RSV cases up 42 percent in Arizona
Cases of a potentially life-threatening respiratory virus that mostly affects babies and young children have risen 42 percent in Arizona this season when compared with the same period last year, health officials said.
As of Dec. 1, 101 cases of respiratory syncytial virus, or RSV, had been reported statewide.
In Yuma County, five cases have been reported in the last month.
“Locally we have five confirmed cases in Yuma so far this year. Last year we only had two cases,” noted Diana Gomez, director of the Yuma County Health Services District.
“More RSV cases have been reported in November this year than in previous years. This means the RSV season started sooner,” Gomez added.
The majority of cases were in Maricopa, Navajo and Pinal counties. Seventeen cases were reported in Pinal County.
Clarisse Tsang, acting infectious disease and epidemiology program manager for the Arizona Department of Health Services, said RSV typically peaks in February, so even though the numbers are up from this time last year, it's difficult to say if this season will be worse than others.
The great majority – 92 of the Arizona cases so far this season – have been in children under age 5. Most children are infected with the virus by their second birthday, but only a small percentage develops severe disease.
There is no vaccine against RSV. That's why Gomez stresses the importance of prevention.
“Once people have it, there is no standard treatment,” she said. “Prevention is the key.
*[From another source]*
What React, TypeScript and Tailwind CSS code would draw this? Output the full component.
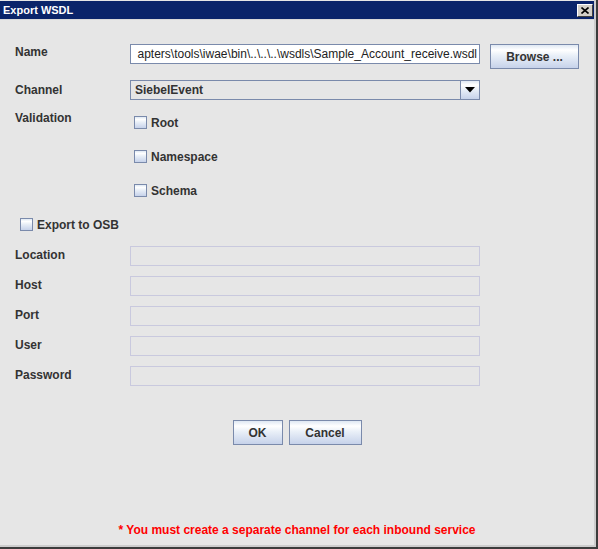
import { useState } from 'react';

const btnBg =
  'bg-[linear-gradient(180deg,#dfe8f3_0%,#ffffff_22%,#eaf0f8_45%,#c6d2ea_100%)]';

function CheckBox({ label, checked, onToggle }: { label: string; checked: boolean; onToggle: () => void }) {
  return (
    <label className="flex items-center gap-[4px] h-[13px] cursor-default select-none" onClick={onToggle}>
      <span className={`w-[13px] h-[13px] border border-[#7a8aab] ${btnBg} flex items-center justify-center shrink-0`}>
        {checked && (
          <svg width="9" height="9" viewBox="0 0 9 9">
            <path d="M1 4.5 L3.5 7 L8 1.5" stroke="#333" strokeWidth="1.6" fill="none" />
          </svg>
        )}
      </span>
      <span className="font-bold text-[12px] leading-[14px] text-[#333333]">{label}</span>
    </label>
  );
}

function DisabledRow({ label }: { label: string }) {
  return (
    <div className="flex items-center h-[20px]">
      <span className="w-[115px] font-bold text-[12px] leading-[14px] text-[#333333] -mt-[3px]">{label}</span>
      <div className="w-[350px] h-[20px] border border-[#c9c9de] bg-[#e6e6e6]" />
    </div>
  );
}

export default function App() {
  const [checks, setChecks] = useState({ root: false, ns: false, schema: false, osb: false });
  const toggle = (k: keyof typeof checks) => setChecks({ ...checks, [k]: !checks[k] });

  return (
    <div
      className="w-[598px] h-[549px] border-r-2 border-b-2 border-[#3c3c3c] overflow-hidden"
      style={{ fontFamily: '"Liberation Sans", Arial, sans-serif' }}
    >
      <div className="w-full h-full border-r-2 border-b-2 border-[#cdcdcd] bg-[#e6e6e6] flex flex-col">
        {/* title bar */}
        <div className="mt-[1px] h-[18px] bg-[#0a246a] flex items-center justify-between pl-[3px] pr-[1px]">
          <span className="text-white font-bold text-[11px] leading-none">Export WSDL</span>
          <div className="w-[16px] h-[13px] bg-[#d4d0c8] border-t border-l border-white border-r border-b border-r-[#404040] border-b-[#404040] flex items-center justify-center">
            <svg width="8" height="7" viewBox="0 0 8 7">
              <path d="M0.5 0.5 L7.5 6.5 M7.5 0.5 L0.5 6.5" stroke="#000" strokeWidth="1.6" />
            </svg>
          </div>
        </div>
        <div className="h-[1px] bg-[#d8d8d8]" />

        <div className="flex flex-col pl-[15px] pt-[24px]">
          {/* Name */}
          <div className="flex items-start">
            <div className="w-[115px] h-[20px] flex items-center -mt-[2px]">
              <span className="font-bold text-[12px] leading-[14px] text-[#333333]">Name</span>
            </div>
            <div className="w-[350px] h-[20px] border border-[#7a8aab] bg-white flex justify-end items-center overflow-hidden pr-[2px]">
              <span className="whitespace-nowrap text-[12px] leading-[14px] text-[#222]">
                apters\tools\iwae\bin\..\..\..\wsdls\Sample_Account_receive.wsdl
              </span>
            </div>
            <button
              className={`ml-[10px] w-[89px] h-[25px] border border-[#7a8aab] ${btnBg} font-bold text-[12px] text-[#333333]`}
            >
              Browse ...
            </button>
          </div>

          {/* Channel */}
          <div className="flex items-center mt-[11px] h-[20px]">
            <span className="w-[115px] font-bold text-[12px] leading-[14px] text-[#333333]">Channel</span>
            <div className="w-[350px] h-[20px] border border-[#7a8aab] bg-[#e6e6e6] flex">
              <div className="flex-1 flex items-center pl-[4px]">
                <span className="font-bold text-[12px] leading-[14px] text-[#333333]">SiebelEvent</span>
              </div>
              <div className={`w-[19px] h-full border-l border-[#7a8aab] ${btnBg} flex items-center justify-center`}>
                <svg width="10" height="6" viewBox="0 0 10 6">
                  <path d="M0 0 H10 L5 5.5 Z" fill="#000" />
                </svg>
              </div>
            </div>
          </div>

          {/* Validation */}
          <div className="flex items-start mt-[11px]">
            <span className="w-[115px] font-bold text-[12px] leading-[14px] text-[#333333]">Validation</span>
            <div className="flex flex-col gap-[21px] mt-[5px] pl-[4px]">
              <CheckBox label="Root" checked={checks.root} onToggle={() => toggle('root')} />
              <CheckBox label="Namespace" checked={checks.ns} onToggle={() => toggle('ns')} />
              <CheckBox label="Schema" checked={checks.schema} onToggle={() => toggle('schema')} />
            </div>
          </div>

          {/* Export to OSB */}
          <div className="mt-[21px] pl-[5px]">
            <CheckBox label="Export to OSB" checked={checks.osb} onToggle={() => toggle('osb')} />
          </div>

          {/* OSB fields */}
          <div className="flex flex-col gap-[10px] mt-[15px]">
            <DisabledRow label="Location" />
            <DisabledRow label="Host" />
            <DisabledRow label="Port" />
            <DisabledRow label="User" />
            <DisabledRow label="Password" />
          </div>
        </div>

        {/* buttons */}
        <div className="flex justify-center gap-[6px] mt-[34px]">
          <button className={`w-[50px] h-[25px] border border-[#7a8aab] ${btnBg} font-bold text-[12px] text-[#333333]`}>
            OK
          </button>
          <button className={`w-[73px] h-[25px] border border-[#7a8aab] ${btnBg} font-bold text-[12px] text-[#333333]`}>
            Cancel
          </button>
        </div>

        <div className="mt-auto mb-[8px] flex justify-center">
          <span className="text-[#ff0000] font-bold text-[12px] leading-[14px]">
            * You must create a separate channel for each inbound service
          </span>
        </div>
      </div>
    </div>
  );
}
Cover cough, wash your hands, get a flu shot.”
Symptoms include a fever, reduced appetite, runny nose, cough and wheezing. Older children and adults may have a runny nose, sore throat, headache, cough and a feeling of general sickness.
The virus also can lead to more serious illnesses, such as pneumonia and bronchiolitis, in children and adults. Some of those infected, particularly babies, may need to be hospitalized.
The virus can be spread when an infected person coughs or sneezes into the air. Direct and indirect transmissions of the virus usually occur when people touch an infectious secretion and then rub their eyes or nose.
Preventative measures include hand-washing, covering coughs, avoiding exposure to tobacco smoke and avoiding unnecessary exposure to crowds. Parents and other loved ones who have cold-like symptoms should avoid kissing children.
Tsang said parents should keep children home if they are showing any signs of illness to avoid infecting others.
Doctors may prescribe an antibody treatment of monthly shots to high-risk babies and toddlers for the five months of season. But the drug can't prevent infection with the virus, it is expensive, and it can't help cure or treat children already suffering from serious respiratory syncytial virus disease.